By: Cynthia L. Landrum
In the Civil Rights era, there were churches that were centers for civil rights organizing.  And they were attacked -- bombed, set on fire.  We know best the story of the 16th Street Baptist church where four young girls died.  In his eulogy for them, the Rev. Dr. Martin Luther King, Jr. would say, "They died between the sacred walls of the church of God, and they were discussing the eternal meaning of love."

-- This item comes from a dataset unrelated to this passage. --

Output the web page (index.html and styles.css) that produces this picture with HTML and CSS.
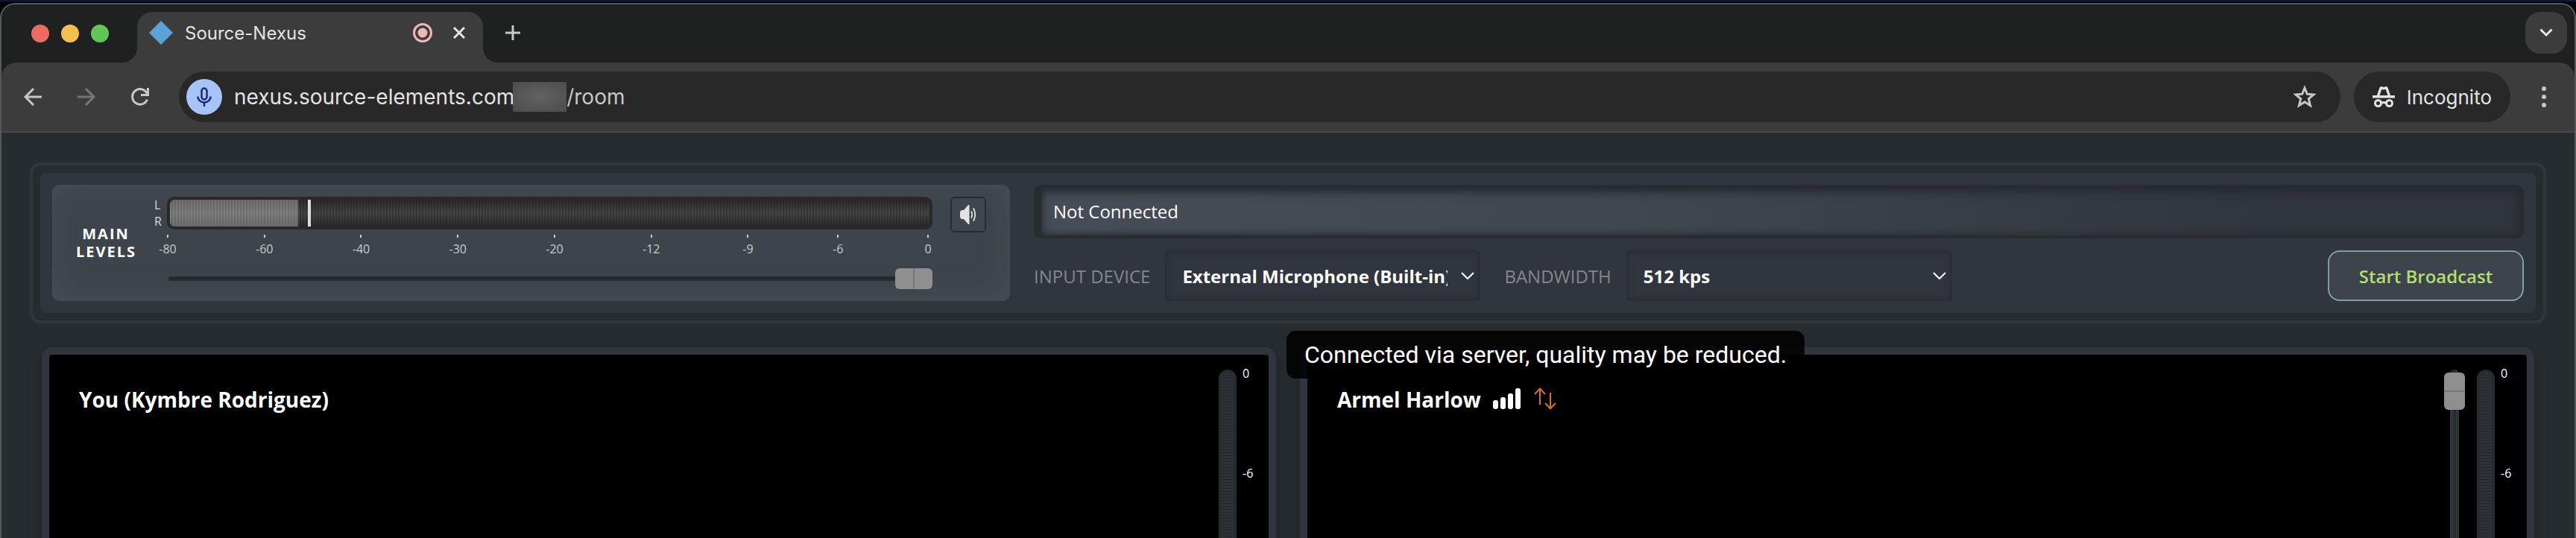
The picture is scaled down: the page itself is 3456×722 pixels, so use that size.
FILE: index.html
```html
<!DOCTYPE html>
<html lang="en">
<head>
  <meta charset="UTF-8">
  <title>Source-Nexus</title>
  <link rel="stylesheet" href="styles.css">
</head>
<body>
  <div class="window">
    <header class="tabstrip">
      <div class="lights">
        <span class="light red"></span>
        <span class="light yellow"></span>
        <span class="light green"></span>
      </div>
      <div class="tab">
        <svg class="favicon" width="32" height="32" viewBox="0 0 32 32"><path d="M16 0L32 16L16 32L0 16Z" fill="#5ba2d8"/></svg>
        <span class="tab-title">Source-Nexus</span>
        <svg width="26" height="26" viewBox="0 0 26 26"><circle cx="13" cy="13" r="11.5" fill="none" stroke="#f0b8b4" stroke-width="3"/><circle cx="13" cy="13" r="6.5" fill="#f0b8b4"/></svg>
        <button class="icon-btn tab-close" aria-label="Close tab">
          <svg width="16" height="16" viewBox="0 0 16 16" stroke="#e3e3e3" stroke-width="3"><path d="M1 1L15 15M15 1L1 15"/></svg>
        </button>
      </div>
      <button class="icon-btn new-tab" aria-label="New tab">
        <svg width="20" height="20" viewBox="0 0 20 20" stroke="#c7c7c7" stroke-width="3"><path d="M10 0V20M0 10H20"/></svg>
      </button>
      <button class="tab-search" aria-label="Search tabs">
        <svg width="18" height="12" viewBox="0 0 18 12" fill="none" stroke="#e3e3e3" stroke-width="3"><path d="M1.5 1.5L9 9L16.5 1.5"/></svg>
      </button>
    </header>

    <nav class="toolbar">
      <button class="icon-btn" aria-label="Back">
        <svg width="24" height="24" viewBox="0 0 24 24" fill="none" stroke="#c7c7c7" stroke-width="3"><path d="M24 12H2M13 1L2 12L13 23"/></svg>
      </button>
      <button class="icon-btn" aria-label="Forward">
        <svg width="24" height="24" viewBox="0 0 24 24" fill="none" stroke="#757575" stroke-width="3"><path d="M0 12H22M11 1L22 12L11 23"/></svg>
      </button>
      <button class="icon-btn" aria-label="Reload">
        <svg width="24" height="24" viewBox="0 0 24 24" fill="none" stroke="#c7c7c7" stroke-width="3"><path d="M21.5 15.5A10.3 10.3 0 1 1 21 7L22 9M22.5 0V9.5H13"/></svg>
      </button>
      <div class="omnibox">
        <span class="mic">
          <svg width="20" height="26" viewBox="0 0 20 26" fill="none" stroke="#14307a" stroke-width="2.5"><rect x="6.5" y="1.5" width="7" height="15" rx="3.5"/><path d="M1.5 12.5C1.5 23 18.5 23 18.5 12.5M10 20V26"/></svg>
        </span>
        <span class="url">nexus.source-elements.com<span class="masked"></span><span class="path">/room</span></span>
        <button class="icon-btn" aria-label="Bookmark">
          <svg width="32" height="32" viewBox="0 0 32 32" fill="none" stroke="#c7c7c7" stroke-width="3"><path d="M16 4L19.3 12.2L28 12.9L21.3 18.5L23.5 27.5L16 22.7L8.5 27.5L10.7 18.5L4 12.9L12.7 12.2Z"/></svg>
        </button>
      </div>
      <div class="incognito">
        <svg width="30" height="28" viewBox="0 0 30 28"><path d="M0 12H30V15.5H0ZM6 12L9.5 1.5Q10 0 12 0L15 1L18 0Q20 0 20.5 1.5L24 12H20.5L17.7 3.7L15 4.5L12.3 3.7L9.5 12Z" fill="#e3e3e3"/><g fill="none" stroke="#e3e3e3" stroke-width="3"><circle cx="7.5" cy="22.5" r="4"/><circle cx="22.5" cy="22.5" r="4"/><path d="M11 22.5Q15 20.5 19 22.5"/></g></svg>
        <span>Incognito</span>
      </div>
      <button class="icon-btn menu" aria-label="Menu">
        <svg width="6" height="28" viewBox="0 0 6 28" fill="#c7c7c7"><circle cx="3" cy="3" r="3"/><circle cx="3" cy="14" r="3"/><circle cx="3" cy="25" r="3"/></svg>
      </button>
    </nav>

    <main class="page">
      <section class="console">
        <div class="console-inner">
          <div class="levels">
            <h2>MAIN LEVELS</h2>
            <div class="channels"><span>L</span><span>R</span></div>
            <div class="level-controls">
              <div class="meter">
                <div class="meter-fill"></div>
                <div class="meter-peak"></div>
              </div>
              <div class="scale">
                <span>-80</span><span>-60</span><span>-40</span><span>-30</span><span>-20</span><span>-12</span><span>-9</span><span>-6</span><span>0</span>
              </div>
              <input class="volume" type="range" min="0" max="100" value="100" aria-label="Main volume">
            </div>
            <button class="mute" aria-label="Mute">
              <svg width="22" height="26" viewBox="0 0 22 26"><path d="M0 11Q0 7 3 7H5L11 0H12.5V26H11L5 19H3Q0 19 0 15Z" fill="#e3e3e3"/><path d="M15 8.5Q17.5 13 15 17.5M18 4.5Q22.5 13 18 21.5" fill="none" stroke="#e3e3e3" stroke-width="1.8"/></svg>
            </button>
          </div>

          <div class="session">
            <div class="status">Not Connected</div>
            <div class="settings">
              <label for="device">INPUT DEVICE</label>
              <div class="dropdown device">
                <select id="device"><option>External Microphone (Built-in)</option></select>
                <svg width="18" height="10" viewBox="0 0 18 10" fill="none" stroke="#fff" stroke-width="2"><path d="M1 1L9 9L17 1"/></svg>
              </div>
              <label for="bandwidth">BANDWIDTH</label>
              <div class="dropdown bandwidth">
                <select id="bandwidth"><option>512 kps</option></select>
                <svg width="18" height="10" viewBox="0 0 18 10" fill="none" stroke="#fff" stroke-width="2"><path d="M1 1L9 9L17 1"/></svg>
              </div>
              <button class="broadcast">Start Broadcast</button>
            </div>
          </div>
        </div>
      </section>

      <section class="people">
        <article class="person">
          <h3>You (Kymbre Rodriguez)</h3>
          <div class="vmeter"></div>
          <div class="vscale"><span>0</span><span>-6</span></div>
        </article>
        <article class="person">
          <div class="tooltip" role="tooltip">Connected via server, quality may be reduced.</div>
          <h3>Armel Harlow</h3>
          <svg class="signal" width="37" height="28" viewBox="0 0 37 28" fill="#fff"><rect x="0" y="16" width="7" height="12" rx="3"/><rect x="10" y="12" width="7" height="16" rx="3"/><rect x="20" y="7" width="7" height="21" rx="3"/><rect x="30" y="0" width="7" height="28" rx="3"/></svg>
          <svg class="relay" width="30" height="30" viewBox="0 0 30 30" fill="none" stroke="#d5702b" stroke-width="2"><path d="M8 23V2M1 9L8 1.5L15 9M22 7V28M15 21L22 28.5L29 21"/></svg>
          <div class="fader"><span class="fader-thumb"></span></div>
          <div class="vmeter"></div>
          <div class="vscale"><span>0</span><span>-6</span></div>
        </article>
      </section>
    </main>
  </div>
</body>
</html>
```
FILE: styles.css
```css
* {
  box-sizing: border-box;
}

body {
  margin: 0;
  padding-top: 4px;
  height: 100vh;
  overflow: hidden;
  background: linear-gradient(#07193d 0 2px, #000 2px 30px, #272c30 30px);
  font-family: "Open Sans", "Noto Sans", sans-serif;
  color: #fff;
}

button {
  font: inherit;
  cursor: pointer;
}

svg {
  display: block;
  flex: none;
}

.window {
  height: 100%;
  display: flex;
  flex-direction: column;
  border: 2px solid #56595a;
  border-bottom: 0;
  border-radius: 20px 20px 0 0;
  background: #1f2120;
  overflow: hidden;
}

/* browser chrome */

.tabstrip {
  flex: none;
  display: flex;
  align-items: flex-start;
  height: 78px;
  padding: 10px 10px 0 40px;
  font-family: Inter, sans-serif;
}

.lights {
  display: flex;
  gap: 16px;
  margin: 17px 38px 0 0;
}

.light {
  width: 24px;
  height: 24px;
  border-radius: 50%;
}

.red { background: #ed6b60; }
.yellow { background: #f5bf4f; }
.green { background: #62c555; }

.tab {
  position: relative;
  display: flex;
  align-items: center;
  width: 464px;
  height: 68px;
  padding: 0 24px 12px 16px;
  border-radius: 20px 20px 0 0;
  background: #3c3c3c;
}

.tab::before,
.tab::after {
  content: "";
  position: absolute;
  bottom: 0;
  width: 20px;
  height: 20px;
}

.tab::before {
  right: 100%;
  background: radial-gradient(circle at 0 0, transparent 20px, #3c3c3c 20px);
}

.tab::after {
  left: 100%;
  background: radial-gradient(circle at 100% 0, transparent 20px, #3c3c3c 20px);
}

.tab-title {
  flex: 1;
  margin-left: 16px;
  font-size: 24px;
  color: #e3e3e3;
}

.icon-btn {
  display: flex;
  padding: 0;
  border: 0;
  background: none;
}

.tab-close {
  margin-left: 28px;
}

.new-tab {
  margin: 18px 0 0 30px;
}

.tab-search {
  display: flex;
  align-items: center;
  justify-content: center;
  width: 56px;
  height: 56px;
  margin-left: auto;
  padding: 0;
  border: 0;
  border-radius: 20px;
  background: #3c3c3c;
}

.toolbar {
  flex: none;
  display: flex;
  align-items: center;
  gap: 48px;
  height: 94px;
  padding: 0 38px 0 30px;
  border-bottom: 2px solid #48494a;
  border-radius: 20px 20px 0 0;
  background: #3c3c3c;
  font-family: Inter, sans-serif;
  color: #e3e3e3;
}

.omnibox {
  flex: 1;
  display: flex;
  align-items: center;
  gap: 16px;
  height: 68px;
  margin-left: -8px;
  padding: 0 32px 0 10px;
  border-radius: 34px;
  background: #282828;
  font-size: 28px;
}

.mic {
  display: flex;
  align-items: center;
  justify-content: center;
  width: 48px;
  height: 48px;
  border-radius: 50%;
  background: #a8c3f7;
}

.url {
  flex: 1;
  display: flex;
  align-items: center;
}

.masked {
  width: 72px;
  height: 40px;
  margin-left: -2px;
  background: radial-gradient(#626262, #4c4c4c);
}

.path {
  color: #c7c7c7;
}

.incognito {
  display: flex;
  align-items: center;
  gap: 16px;
  height: 68px;
  margin-left: -30px;
  padding: 0 25px;
  border-radius: 34px;
  background: #282828;
  font-size: 26px;
}

.menu {
  margin-left: -6px;
}

/* room */

.page {
  flex: 1;
  padding: 40px 38px 0;
  background: #272c30;
}

.console {
  padding: 10px;
  border: 4px solid #32373c;
  border-radius: 14px;
}

.console-inner {
  display: flex;
  gap: 32px;
  padding: 16px;
  border-radius: 8px;
  background: #31353e;
}

.levels {
  display: flex;
  width: 1285px;
  height: 156px;
  padding: 16px 32px;
  border-radius: 10px;
  background: #3e444b;
  box-shadow: inset 0 0 40px #4a4e57;
}

.levels h2 {
  align-self: center;
  width: 80px;
  margin: 0;
  font-size: 20px;
  font-weight: 700;
  line-height: 24px;
  letter-spacing: 2px;
  text-align: center;
}

.channels {
  display: flex;
  flex-direction: column;
  width: 9px;
  margin: 0 8px 0 25px;
  font-size: 16px;
  line-height: 22px;
  color: #d8d8d8;
}

.level-controls {
  flex: 1;
}

.meter {
  display: flex;
  height: 44px;
  border: 4px solid #292929;
  border-radius: 10px;
  background:
    repeating-linear-gradient(90deg, transparent 0 2px, rgba(0, 0, 0, 0.15) 2px 4px),
    linear-gradient(#2a2a2a, #444 50%, #2a2a2a);
  overflow: hidden;
}

.meter-fill {
  width: 172px;
  background:
    repeating-linear-gradient(90deg, transparent 0 2px, rgba(0, 0, 0, 0.12) 2px 4px),
    linear-gradient(#6e6e6e, #808080 50%, #6e6e6e);
}

.meter-peak {
  width: 4px;
  margin-left: 13px;
  background: #dcdcdc;
}

.scale {
  display: grid;
  grid-template-columns: repeat(6, 130fr) repeat(2, 121fr) 24px;
  margin: 7px -6px 0 -11px;
  font-size: 16px;
  line-height: 30px;
  color: #c9cacc;
}

.scale span {
  width: 24px;
  text-align: center;
  white-space: nowrap;
}

.scale span::before {
  content: "";
  display: block;
  width: 2px;
  height: 4px;
  margin: 0 auto;
  background: #c9cacc;
}

.volume {
  -webkit-appearance: none;
  appearance: none;
  display: block;
  width: calc(100% - 2px);
  height: 28px;
  margin: 11px 0 0 2px;
  background: none;
}

.volume::-webkit-slider-runnable-track {
  height: 6px;
  border-radius: 3px;
  background: #272c30;
}

.volume::-webkit-slider-thumb {
  -webkit-appearance: none;
  width: 50px;
  height: 28px;
  margin-top: -11px;
  border-radius: 6px;
  background: linear-gradient(90deg, transparent 24px, #777 24px 26px, transparent 26px), #8f8f8f;
}

.mute {
  display: flex;
  align-items: center;
  justify-content: center;
  width: 48px;
  height: 48px;
  margin-left: 24px;
  padding: 0;
  border: 2px solid #272c30;
  border-radius: 6px;
  background: #41464e;
}

.session {
  flex: 1;
}

.status {
  height: 72px;
  padding: 0 16px;
  border: 4px solid #272c30;
  border-left-width: 10px;
  border-radius: 10px;
  background: linear-gradient(100deg, #464d56, #40474f 40%, #30343c 85%);
  box-shadow: inset 0 6px 12px #272b31, inset -2px -2px 8px #2c3033;
  font-size: 24px;
  line-height: 64px;
}

.settings {
  display: flex;
  align-items: center;
  margin-top: 16px;
  font-size: 24px;
}

.settings label {
  font-weight: 500;
  color: #84878c;
}

.dropdown {
  position: relative;
  margin: 0 32px 0 20px;
}

.dropdown.device {
  width: 423px;
}

.dropdown.bandwidth {
  width: 437px;
}

.dropdown select {
  appearance: none;
  display: block;
  width: 100%;
  height: 68px;
  padding: 0 44px 0 23px;
  border: 0;
  border-radius: 6px;
  background: #31353e;
  box-shadow: inset 0 0 10px #25292c;
  font: bold 24px "Open Sans", "Noto Sans", sans-serif;
  color: #fff;
}

.dropdown svg {
  position: absolute;
  top: 29px;
  right: 8px;
  pointer-events: none;
}

.broadcast {
  width: 263px;
  height: 68px;
  margin-left: auto;
  border: 2px solid #839ca9;
  border-radius: 16px;
  background: #3e444b;
  font-weight: 600;
  color: #b2df70;
}

.people {
  display: grid;
  grid-template-columns: 1fr 1fr;
  gap: 32px;
  margin: 32px 16px 0;
}

.person {
  position: relative;
  display: flex;
  align-items: flex-start;
  height: 400px;
  padding: 20px 14px 0 40px;
  border: 10px solid #31353e;
  border-radius: 14px;
  background: #000;
  box-shadow: 0 10px 20px rgba(0, 0, 0, 0.2);
}

.person h3 {
  margin: 20px 0 0;
  font-size: 28px;
  line-height: 40px;
}

.signal {
  margin: 25px 0 0 16px;
}

.relay {
  margin: 24px 0 0 18px;
}

.fader {
  width: 12px;
  height: 100%;
  margin: 0 24px 0 auto;
  padding-top: 4px;
  border-radius: 6px;
  background: linear-gradient(90deg, #31353e 4px, #272c30 4px 8px, #31353e 8px);
}

.fader-thumb {
  display: block;
  width: 28px;
  height: 50px;
  margin-left: -8px;
  border-radius: 6px;
  background: linear-gradient(transparent 24px, #777 24px 26px, transparent 26px), #8f8f8f;
}

.vmeter {
  width: 24px;
  height: 100%;
  border: 4px solid #272c30;
  border-radius: 12px;
  background: repeating-linear-gradient(#2d3236 0 3px, #23272b 3px 4px);
}

.person h3 + .vmeter {
  margin-left: auto;
}

.vscale {
  display: flex;
  flex-direction: column;
  gap: 112px;
  width: 21px;
  margin: -6px 0 0 8px;
  font-size: 16px;
  line-height: 22px;
}

.tooltip {
  position: absolute;
  top: -32px;
  left: -28px;
  padding: 0 24px;
  border-radius: 12px;
  background: rgba(0, 0, 0, 0.87);
  font-family: Roboto, sans-serif;
  font-size: 32px;
  line-height: 64px;
}
```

In that same eulogy for the victims of the 16th Street Baptist Church bombing, the Rev. Dr. Martin Luther King, Jr. also said:
"They have something to say to every minister of the gospel who has remained silent behind the safe security of stained-glass windows. They have something to say to every politician who has fed his constituents with the stale bread of hatred and the spoiled meat of racism. They have something to say to a federal government that has compromised with the undemocratic practices of southern Dixiecrats and the blatant hypocrisy of right-wing northern Republicans. They have something to say to every Negro who has passively accepted the evil system of segregation and who has stood on the sidelines in a mighty struggle for justice. They say to each of us, black and white alike, that we must substitute courage for caution. They say to us that we must be concerned not merely about who murdered them, but about the system, the way of life, the philosophy which produced the murderers. Their death says to us that we must work passionately and unrelentingly for the realization of the American dream."
They are words he would share again in his eulogy for the Unitarian Universalist minister James Reeb.

After the shooting in the Tennessee Valley Unitarian Universalist Church in Knoxville, a shooting motivated by hatred of the values we stand for, the UUA launched our social justice movement "Standing on the Side of Love." 

This shooting in Charleston, South Carolina at the Emanuel AME Church says something to us in our religious faith, too. This shooting doesn't call for us to launch a movement, but to join a movement.  This shooting calls for us to be partners, work in solidarity, join coalitions, build bridges. 

These deaths say to us that we must work passionately and unrelentingly for Love.